Liberace Museum: time to call it quits
Exhibit dedicated to Mr. Vegas decides to close its doors
He’s been called “Mr. Vegas” and “The Original Lady GaGa,” but now the museum dedicated to one of the world’s most famous pianists is in its last few weeks of existence.
The Liberace Museum, located on the corner of Tropicana and Spencer, pays homage to the pianist Walter Valentino Liberace, who was once the highest paid performer in the world.
The Rebel Yell sat down with Jeff Koep, dean of the UNLV College of Fine Arts and president of the board for the Liberace Foundation, to ask him a few questions about the legendary exhibit’s closing on Oct. 17.
The Rebel Yell: Why exactly is the museum closing?
Jeff Koep: It’s just a matter of visitors. We haven’t had the same numbers as we used to, and now that the museum is closing, we’re actually getting more press than we’ve gotten in 10 years. Nothing else in the plaza is closing.
It was just the board’s decision to close. Hopefully, it’ll be temporary.
We’ve just signed a contract to have some of the pieces in our vast collection go on tour, much like the “Bodies” exhibit or the Titanic artifacts exhibit here in town.
Hopefully that, along with the large amount of attention that we’ve recently attracted, will drum up some national attention, and we’ll be able to reopen sometime in the future.
RY: Will the closing of the museum have any kind of impact on the Liberace Foundation as a whole?
JK: It actually won’t. As a board member, I am just a representation of the Liberace Foundation.
The foundation itself owns the museum and the plaza in which it is located, and it was the board’s decision to close the museum down.
It’s simply because we don’t have as many visitors as we have had in years past. If you take our visitor count now and compare it to those of five or 10 years ago, the amount of people coming to the museum has dwindled significantly.
RY: What exactly does the Liberace Foundation do?
JK: Well, the Liberace Foundation was founded by Liberace in order to help young artists. Most of the money we give away is through our scholarship program. While a student cannot directly apply for a scholarship, his or her university applies for the scholarship.

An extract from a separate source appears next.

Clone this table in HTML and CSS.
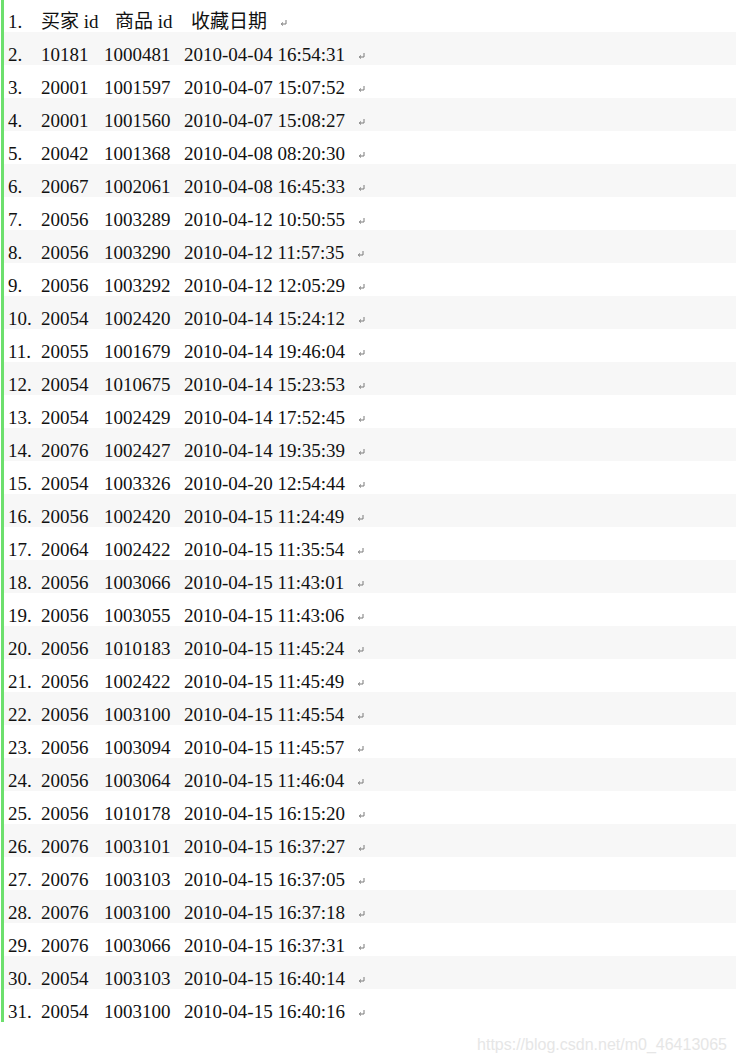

For example, say Columbia [University] has a really good piano player that they want in their school. They would contact the foundation … and we look over the applications and make a decision. UNLV has been the recipient of these scholarships before, but I play no part in actually picking who receives it. I just look it over and send it on to the board.
RY: Why is it so important that this museum is closing, and what kind of effect will it have on Las Vegas?
JK: It’s such a big deal because it’s a symbol of what Vegas used to be. Liberace was a big part of the creation of Las Vegas as the entertainment capital of the world. Take Michael Jackson or Lady GaGa, for instance. These are talented people who are also great showmen.
Liberace was really the first of their kind. The flashy gowns, the mirrored pianos, the cars. He was really wild for his time. He himself is a symbol of Vegas at its best. I fear that, with the museum closing, we are losing a part of Las Vegas because now Liberace will be even harder to remember.